Goal >>
Scan the material and copy every line in which "React" appears.

============================================================

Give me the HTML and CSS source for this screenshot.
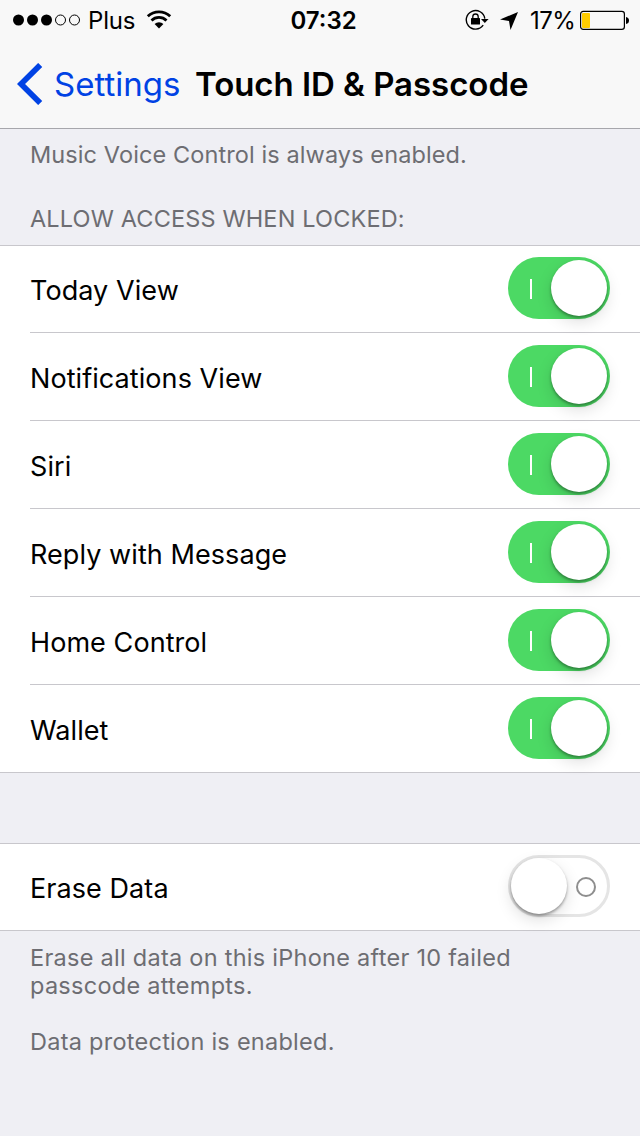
FILE: index.html
```html
<!DOCTYPE html>
<html lang="en">
<head>
<meta charset="utf-8">
<title>Touch ID &amp; Passcode</title>
<link rel="stylesheet" href="styles.css">
</head>
<body>
<header class="header">
  <div class="status">
    <div class="status-left">
      <svg class="signal" width="68" height="12" viewBox="0 0 68 12"><g fill="#000"><circle cx="5.5" cy="6" r="5.5"/><circle cx="19.5" cy="6" r="5.5"/><circle cx="33.5" cy="6" r="5.5"/></g><g fill="none" stroke="#000"><circle cx="47.5" cy="6" r="5"/><circle cx="61.5" cy="6" r="5"/></g></svg>
      <span class="carrier">Plus</span>
      <svg class="wifi" width="26" height="20" viewBox="0 0 26 20"><g fill="none" stroke="#000" stroke-width="2.8"><path d="M1.8 7.3a16.2 16.2 0 0 1 22.4 0"/><path d="M5.5 11.5a10.8 10.8 0 0 1 15 0"/></g><path d="M8.6 15a6.2 6.2 0 0 1 8.8 0L13 19.4z"/></svg>
    </div>
    <span class="time">07:32</span>
    <div class="status-right">
      <svg class="lock" width="24" height="22" viewBox="0 0 24 22"><path d="M18.2 16.2A9.3 9.3 0 1 1 19.8 9.6" fill="none" stroke="#000" stroke-width="1.4"/><path d="M16 10h7.6l-3.8 4z"/><rect x="6" y="9" width="9" height="6.5" rx=".6"/><path d="M7.8 9.5V7.7a2.7 2.7 0 0 1 5.4 0v1.8" fill="none" stroke="#000" stroke-width="1.3"/></svg>
      <svg class="location" width="18" height="18" viewBox="0 0 18 18"><path d="M18 0 10.5 18 9 9 0 7.5z"/></svg>
      <span class="percent">17%</span>
      <svg class="battery" width="50" height="20" viewBox="0 0 50 20"><rect x=".6" y="1.3" width="43.8" height="18" rx="2.6" fill="none" stroke="#000" stroke-width="1.2"/><rect x="2" y="3" width="8" height="15" rx="1" fill="#fc0"/><path d="M46 7q3 .5 3 3.5t-3 3.5z"/></svg>
    </div>
  </div>
  <nav class="nav">
    <svg class="chevron" width="26" height="42" viewBox="0 0 26 42"><path d="M23.2 2 4 21l19.2 19" fill="none" stroke="#0042e4" stroke-width="5.8"/></svg>
    <a class="back">Settings</a>
    <h1 class="title">Touch ID &amp; Passcode</h1>
  </nav>
</header>
<main>
  <p class="note intro">Music Voice Control is always enabled.</p>
  <h2 class="note heading">ALLOW ACCESS WHEN LOCKED:</h2>
  <ul class="list">
    <li class="row"><span class="label">Today View</span><span class="switch on"><i class="knob"></i></span></li>
    <li class="row"><span class="label">Notifications View</span><span class="switch on"><i class="knob"></i></span></li>
    <li class="row"><span class="label">Siri</span><span class="switch on"><i class="knob"></i></span></li>
    <li class="row"><span class="label">Reply with Message</span><span class="switch on"><i class="knob"></i></span></li>
    <li class="row"><span class="label">Home Control</span><span class="switch on"><i class="knob"></i></span></li>
    <li class="row"><span class="label">Wallet</span><span class="switch on"><i class="knob"></i></span></li>
  </ul>
  <ul class="list erase">
    <li class="row"><span class="label">Erase Data</span><span class="switch off"><i class="knob"></i></span></li>
  </ul>
  <p class="note footer">Erase all data on this iPhone after 10 failed<br>passcode attempts.</p>
  <p class="note protection">Data protection is enabled.</p>
</main>
</body>
</html>
```
FILE: styles.css
```css
*, *::before, *::after { box-sizing: border-box; }
body {
  margin: 0;
  width: 640px;
  height: 1136px;
  overflow: hidden;
  background: #efeff4;
  color: #000;
  font-family: Inter, "Liberation Sans", sans-serif;
}
svg { display: block; flex: none; }
h1, h2, p, ul { margin: 0; padding: 0; font-weight: 400; }
span, a, h1 { white-space: nowrap; }

.header { height: 129px; background: #f8f8f8; border-bottom: 1px solid #a7a7ac; }
.status { display: flex; height: 40px; padding: 0 10px 0 13px; font-size: 24px; line-height: 41px; }
.status-left { display: flex; width: 278px; }
.signal { margin-top: 14px; }
.carrier { width: 46px; margin-left: 7px; letter-spacing: -0.2px; }
.wifi { margin: 9px 0 0 12px; }
.time { width: 175px; font-weight: 600; font-size: 24px; }
.status-right { display: flex; }
.lock { margin-top: 9px; }
.location { margin: 12px 0 0 11px; }
.percent { width: 45px; margin-left: 12px; letter-spacing: -0.6px; }
.battery { margin: 10px 0 0 5px; }

.nav { display: flex; height: 88px; padding-left: 17px; font-size: 33px; line-height: 88px; }
.chevron { margin-top: 23px; }
.back { width: 127px; margin-left: 11px; color: #0042e4; }
.title { margin-left: 14px; font-size: 33px; font-weight: 600; letter-spacing: -0.05px; }

.note { padding: 0 30px; color: #6d6d72; font-size: 23.5px; line-height: 28px; }
.intro { padding-top: 12px; letter-spacing: 0.1px; }
.heading { padding-top: 36px; height: 76px; letter-spacing: 0.15px; }

.list { list-style: none; background: #fff; border: 1px solid #c8c7cc; border-width: 1px 0; }
.row { display: flex; justify-content: space-between; height: 88px; margin-left: 30px; padding-right: 30px; border-bottom: 1px solid #c8c7cc; }
.row:first-child { height: 87px; }
.row:first-child .switch { margin-top: 11px; }
.row:first-child .label { padding-top: 2px; }
.row:last-child { height: 87px; border-bottom: 0; }
.erase { margin-top: 70px; }
.erase .row:last-child { height: 86px; }
.label { padding-top: 3px; font-size: 27px; line-height: 86px; letter-spacing: 0.07px; }
.switch { position: relative; width: 102px; height: 62px; margin-top: 12px; border-radius: 31px; }
.on { background: #4cd964; }
.off { border: 3px solid #e5e5e5; }
.knob { position: absolute; top: 3px; right: 3px; width: 56px; height: 56px; border-radius: 50%; background: #fff; box-shadow: 0 2px 3px rgba(0,0,0,.35), 0 6px 16px rgba(0,0,0,.13); }
.off .knob { top: 0; left: 0; }
.on::before { content: ""; position: absolute; left: 22px; top: 22px; width: 2px; height: 20px; background: #fff; }
.off::after { content: ""; position: absolute; left: 65px; top: 19px; width: 20px; height: 20px; border: 2px solid #8e8e8e; border-radius: 50%; }
.footer { padding-top: 13px; letter-spacing: 0.27px; }
.protection { padding-top: 28px; letter-spacing: 0.26px; }
```
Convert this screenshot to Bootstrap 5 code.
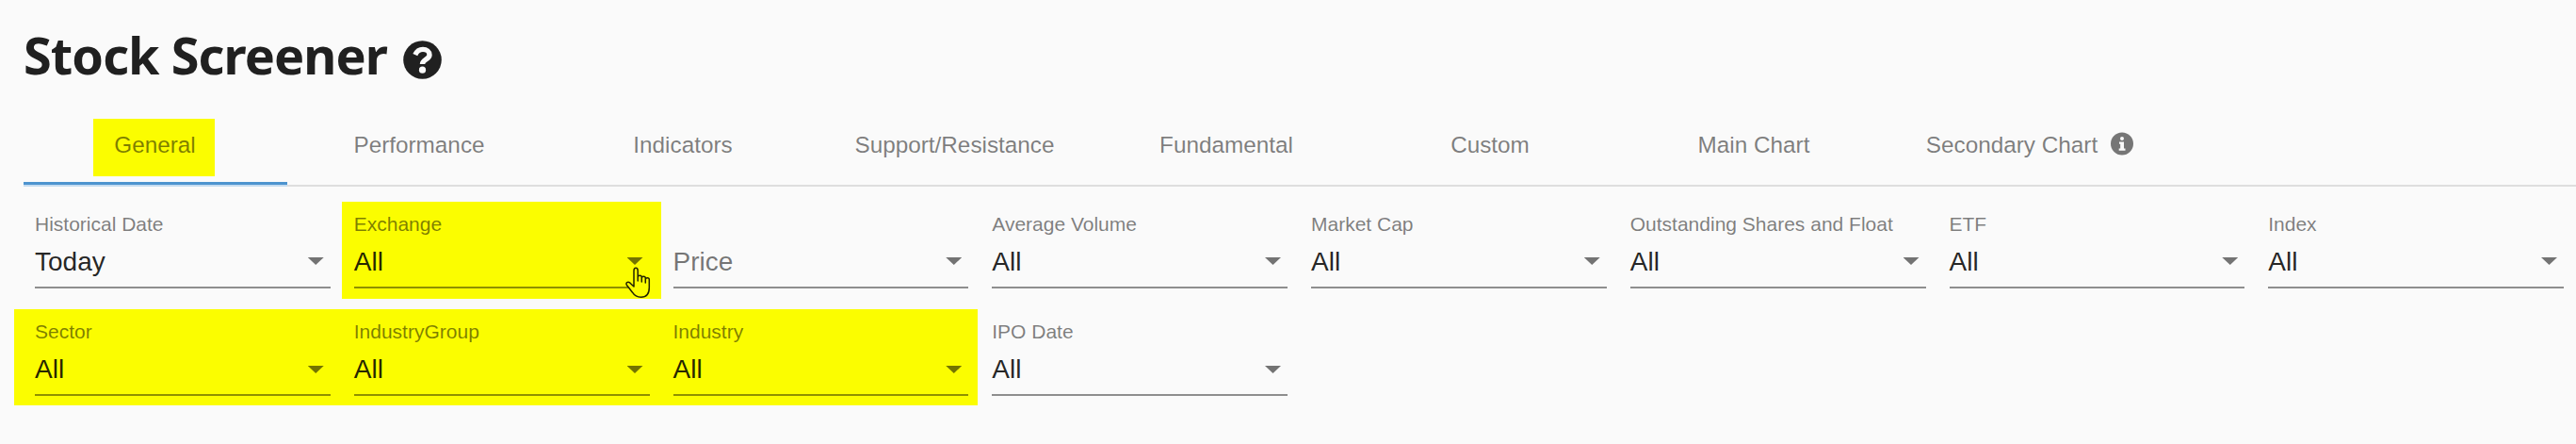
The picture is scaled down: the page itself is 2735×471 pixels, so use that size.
<!DOCTYPE html>
<html lang="en">
<head>
<meta charset="utf-8">
<title>Stock Screener</title>
<link href="https://cdn.jsdelivr.net/npm/bootstrap@5.3.0/dist/css/bootstrap.min.css" rel="stylesheet">
<style>
body{background:#fafafa;color:rgba(0,0,0,.87);font-family:"Liberation Sans",Arial,sans-serif;height:471px;overflow:hidden}
.screen-title{font:700 54px/72px "Noto Sans","Open Sans",sans-serif;margin:0;padding:22px 0 0 25px;height:126px;gap:17px;color:#202020}
.title-text{letter-spacing:-.93px;white-space:nowrap}
.title-icon{width:41px;height:41px;margin-top:20.5px}
.tab-bar{margin-left:25px;height:72px;border-bottom:2px solid #dedede}
.tab-item{width:280px;height:72px;font-size:24.3px;line-height:36px;padding:10px 0 0;color:rgba(0,0,0,.5);white-space:nowrap;border-radius:0}
.tab-item.active{border-bottom:3px solid #4d94cf;box-shadow:0 2px 0 #c5dcf0;height:70px;padding-top:0;padding-right:3px;color:rgba(0,0,0,.5)}
.tab-item.wide{width:297px}
.tab-item.with-info{width:306px}
.marker{background:#fbfd00}
.tab-label{padding:10px 20px 0 22px;height:61px}
.info-icon{width:24px;height:25px;margin:4px 0 0 14px}
.filters{display:grid;grid-template-columns:repeat(8,338.75px);row-gap:11px;padding:16px 0 0 24.5px}
.filter{height:103px;padding:12px 12.5px 0}
.filter-label{font-size:21px;line-height:24px;height:35px;color:rgba(0,0,0,.5);white-space:nowrap}
.filter-value{font-size:28px;line-height:33px;height:45px;padding-right:7px;border-bottom:2px solid rgba(0,0,0,.43)}
.filter-value.empty{color:rgba(0,0,0,.54)}
.caret{width:17px;height:8px;background:rgba(0,0,0,.54);clip-path:polygon(0 0,100% 0,50% 100%);margin-top:12px}
.second{height:102px}
.second .caret{margin-top:13px}
.group-start{margin-left:-9.5px;padding-left:22px}
.group-end{margin-right:3px;padding-right:9.5px}
.pointer{left:301px;top:69px;width:27px;height:34px}
</style>
</head>
<body>
<h1 class="screen-title d-flex align-items-start"><span class="title-text">Stock Screener</span>
<svg class="title-icon" viewBox="0 0 41 41"><circle cx="20.5" cy="20.5" r="20.3" fill="#202020"/><path d="M12.8 15.2C14.8 10.8 17.7 9.4 21 9.4C25 9.4 28 11.8 28 15.2C28 20.2 20.5 19.8 20.5 25" fill="none" stroke="#fafafa" stroke-width="5.4"/><circle cx="20.5" cy="31.2" r="3.6" fill="#fafafa"/></svg></h1>
<nav class="nav tab-bar flex-nowrap">
<a class="nav-link tab-item active d-flex justify-content-center"><span class="marker tab-label">General</span></a>
<a class="nav-link tab-item text-center">Performance</a>
<a class="nav-link tab-item text-center">Indicators</a>
<a class="nav-link tab-item wide text-center">Support/Resistance</a>
<a class="nav-link tab-item text-center">Fundamental</a>
<a class="nav-link tab-item text-center">Custom</a>
<a class="nav-link tab-item text-center">Main Chart</a>
<a class="nav-link tab-item with-info d-flex justify-content-center"><span>Secondary Chart</span><svg class="info-icon" viewBox="0 0 24 24"><circle cx="12" cy="12" r="12" fill="#767676"/><circle cx="12" cy="6.5" r="2" fill="#fafafa"/><path d="M9 10h5v7h1.5v2.3H8.7V17h1.5v-4.7H9z" fill="#fafafa"/></svg></a>
</nav>
<main class="filters">
<div class="filter"><div class="filter-label">Historical Date</div><div class="filter-value d-flex justify-content-between">Today<i class="caret"></i></div></div>
<div class="filter marker position-relative"><div class="filter-label">Exchange</div><div class="filter-value d-flex justify-content-between">All<i class="caret"></i></div>
<svg class="pointer position-absolute" viewBox="0 0 27 34"><path d="M9 21V4.2C9 .2 13.2.2 13.2 4.2V15V11.2C13.2 8.5 17.3 8.5 17.3 11.2V16V12C17.3 9.5 21.3 9.5 21.3 12V17V13.5C21.3 11 25.3 11 25.3 13.5V22C25.3 28.5 22 32.3 16.5 32.3C12 32.3 9.5 30.5 7.5 27.2L1.5 19.5C-.2 17 2.5 15.3 5 17.2Z" fill="#fbfd00" stroke="#222200" stroke-width="1.5" stroke-linejoin="round"/></svg></div>
<div class="filter"><div class="filter-label"></div><div class="filter-value empty d-flex justify-content-between">Price<i class="caret"></i></div></div>
<div class="filter"><div class="filter-label">Average Volume</div><div class="filter-value d-flex justify-content-between">All<i class="caret"></i></div></div>
<div class="filter"><div class="filter-label">Market Cap</div><div class="filter-value d-flex justify-content-between">All<i class="caret"></i></div></div>
<div class="filter"><div class="filter-label">Outstanding Shares and Float</div><div class="filter-value d-flex justify-content-between">All<i class="caret"></i></div></div>
<div class="filter"><div class="filter-label">ETF</div><div class="filter-value d-flex justify-content-between">All<i class="caret"></i></div></div>
<div class="filter"><div class="filter-label">Index</div><div class="filter-value d-flex justify-content-between">All<i class="caret"></i></div></div>
<div class="filter second marker group-start"><div class="filter-label">Sector</div><div class="filter-value d-flex justify-content-between">All<i class="caret"></i></div></div>
<div class="filter second marker"><div class="filter-label">IndustryGroup</div><div class="filter-value d-flex justify-content-between">All<i class="caret"></i></div></div>
<div class="filter second marker group-end"><div class="filter-label">Industry</div><div class="filter-value d-flex justify-content-between">All<i class="caret"></i></div></div>
<div class="filter second"><div class="filter-label">IPO Date</div><div class="filter-value d-flex justify-content-between">All<i class="caret"></i></div></div>
</main>
<script src="https://cdn.jsdelivr.net/npm/bootstrap@5.3.0/dist/js/bootstrap.bundle.min.js"></script>
</body>
</html>
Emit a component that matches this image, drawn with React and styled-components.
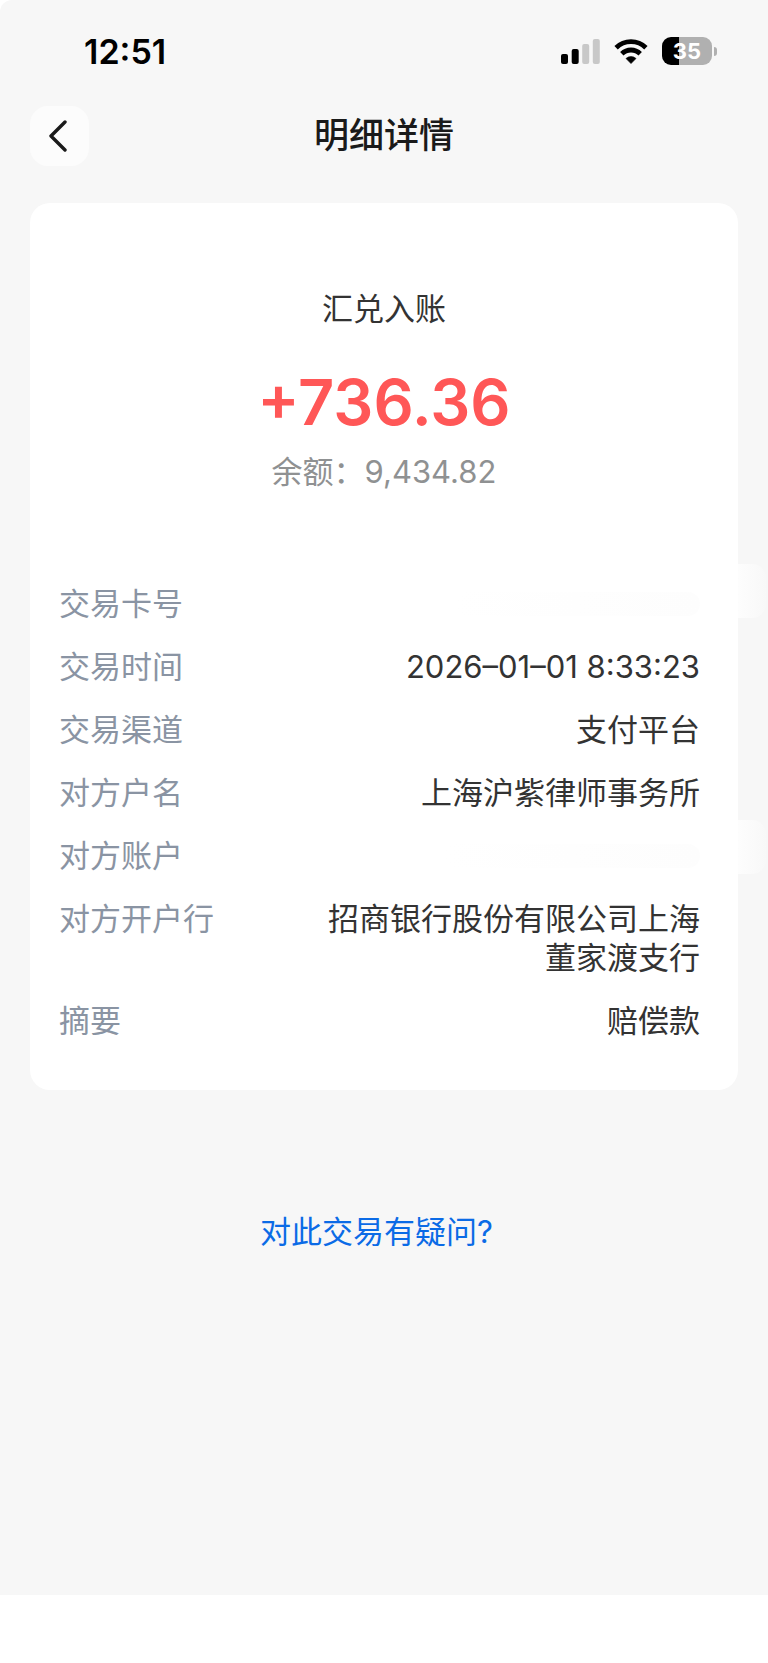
import React from 'react'
import styled, { createGlobalStyle } from 'styled-components'

const GlobalStyle = createGlobalStyle`
  * {
    box-sizing: border-box;
  }
  body {
    margin: 0;
    background: #fff;
    font-family: Inter, 'Noto Sans CJK SC', sans-serif;
    font-size: 31px;
    line-height: 39px;
    color: #333;
  }
`

const Page = styled.div`
  display: flex;
  flex-direction: column;
  min-height: 100vh;
`

const Screen = styled.main`
  flex: 1;
  display: flex;
  flex-direction: column;
  padding: 0 30px;
  border-top-left-radius: 12px;
  background: #f7f7f7;
`

const BottomBar = styled.footer`
  height: 68px;
  background: #fff;
`

const StatusBar = styled.div`
  display: flex;
  align-items: center;
  justify-content: space-between;
  height: 102px;
  padding: 0 21px 0 54px;
`

const Clock = styled.time`
  font-size: 34px;
  font-weight: 600;
  color: #000;
`

const StatusIcons = styled.div`
  display: flex;
  align-items: center;
  gap: 14px;

  svg {
    display: block;
  }
`

const Battery = styled.div`
  display: flex;
  align-items: center;
  gap: 2px;
`

const BatteryBody = styled.div`
  width: 50px;
  height: 28px;
  border-radius: 9px;
  background: linear-gradient(to right, #000 35%, #b0b0b0 35%);
  color: #fff;
  font-size: 22px;
  font-weight: 700;
  line-height: 28px;
  text-align: center;
`

const BatteryTip = styled.div`
  width: 3px;
  height: 9px;
  border-radius: 0 4px 4px 0;
  background: #b0b0b0;
`

const NavBar = styled.header`
  display: grid;
  grid-template-columns: 60px 1fr 60px;
  align-items: center;
  height: 68px;
  margin-bottom: 33px;
`

const BackButton = styled.button`
  display: flex;
  align-items: center;
  justify-content: center;
  width: 59px;
  height: 60px;
  padding: 0 4px 0 0;
  border: 0;
  border-radius: 18px;
  background: #fcfcfc;
  cursor: pointer;
`

const Title = styled.h1`
  margin: 0;
  padding-bottom: 2px;
  font-size: 35px;
  font-weight: 500;
  text-align: center;
  color: #1a1a1a;
`

const Card = styled.section`
  padding: 86px 38px 50px 29px;
  border-radius: 20px;
  background: #fff;
`

const Summary = styled.div`
  display: flex;
  flex-direction: column;
  align-items: center;
  margin: 0 0 93px 9px;
`

const Amount = styled.strong`
  margin: 38px 0 14px;
  font-size: 63px;
  font-weight: 600;
  line-height: 72px;
  color: #ff5757;
`

const Balance = styled.span`
  color: #8f9192;
`

const Details = styled.dl`
  display: flex;
  flex-direction: column;
  gap: 24px;
  margin: 0;
`

const Row = styled.div`
  position: relative;
  display: flex;
  justify-content: space-between;
`

const Label = styled.dt`
  color: #8a94a3;
`

const Value = styled.dd`
  max-width: 380px;
  margin: 0;
  text-align: right;
`

// hidden number: only a faint trace is left
const Masked = styled.span`
  display: block;
  width: ${p => p.$width}px;
  height: 24px;
  margin-top: 8px;
  border-radius: 12px;
  background: linear-gradient(to right, #fff, #fdfdfd);
`

// the eraser stroke runs past the card's right edge
const Smear = styled.span`
  position: absolute;
  top: ${p => p.$top}px;
  right: -66px;
  width: 28px;
  height: 54px;
  border-radius: 0 14px 14px 0;
  background: linear-gradient(to right, #fdfdfd, #f8f8f8);
`

const HelpLink = styled.a`
  align-self: center;
  margin: 122px 15px 0 0;
  color: #0b6be6;
  text-decoration: none;
`

const details = [
  { label: '交易卡号', masked: 246, smear: -20 },
  { label: '交易时间', value: '2026–01–01 8:33:23' },
  { label: '交易渠道', value: '支付平台' },
  { label: '对方户名', value: '上海沪紫律师事务所' },
  { label: '对方账户', masked: 256, smear: -16 },
  { label: '对方开户行', value: '招商银行股份有限公司上海董家渡支行' },
  { label: '摘要', value: '赔偿款' },
]

function SignalIcon() {
  return (
    <svg width="39" height="25" viewBox="0 0 39 25" aria-hidden="true">
      <rect x="0" y="15" width="7" height="10" rx="2" fill="#000" />
      <rect x="10.7" y="10" width="7" height="15" rx="2" fill="#000" />
      <rect x="21.2" y="5" width="7" height="20" rx="2" fill="#c8c8c8" />
      <rect x="31.8" y="0" width="7" height="25" rx="2" fill="#c8c8c8" />
    </svg>
  )
}

function WifiIcon() {
  return (
    <svg width="34" height="25" viewBox="0 0 34 25" aria-hidden="true">
      <g fill="none" stroke="#000" strokeWidth="4.8">
        <path d="M2.1 8.7a21.2 21.2 0 0 1 29.8 0" />
        <path d="M7.8 14.8a13 13 0 0 1 18.4 0" />
      </g>
      <path
        d="M17 24.6l-5-5.1a7.3 7.3 0 0 1 10 0z"
        fill="#000"
        stroke="#000"
        strokeWidth=".6"
        strokeLinejoin="round"
      />
    </svg>
  )
}

function BackIcon() {
  return (
    <svg width="18" height="32" viewBox="0 0 18 32" aria-hidden="true">
      <path
        d="M16 2L2 16l14 14"
        fill="none"
        stroke="#1a1a1a"
        strokeWidth="3.4"
        strokeLinecap="round"
        strokeLinejoin="round"
      />
    </svg>
  )
}

export default function App() {
  return (
    <Page>
      <GlobalStyle />
      <Screen>
        <StatusBar>
          <Clock>12:51</Clock>
          <StatusIcons>
            <SignalIcon />
            <WifiIcon />
            <Battery>
              <BatteryBody>35</BatteryBody>
              <BatteryTip />
            </Battery>
          </StatusIcons>
        </StatusBar>
        <NavBar>
          <BackButton type="button" aria-label="返回">
            <BackIcon />
          </BackButton>
          <Title>明细详情</Title>
        </NavBar>
        <Card>
          <Summary>
            <span>汇兑入账</span>
            <Amount>+736.36</Amount>
            <Balance>余额：9,434.82</Balance>
          </Summary>
          <Details>
            {details.map(({ label, value, masked, smear }) => (
              <Row key={label}>
                <Label>{label}</Label>
                <Value>{masked ? <Masked $width={masked} /> : value}</Value>
                {masked && <Smear $top={smear} />}
              </Row>
            ))}
          </Details>
        </Card>
        <HelpLink href="#help">对此交易有疑问?</HelpLink>
      </Screen>
      <BottomBar />
    </Page>
  )
}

============================================================

Written response >>
Emit a component that matches this image, drawn with React and styled-components.
import React from 'react'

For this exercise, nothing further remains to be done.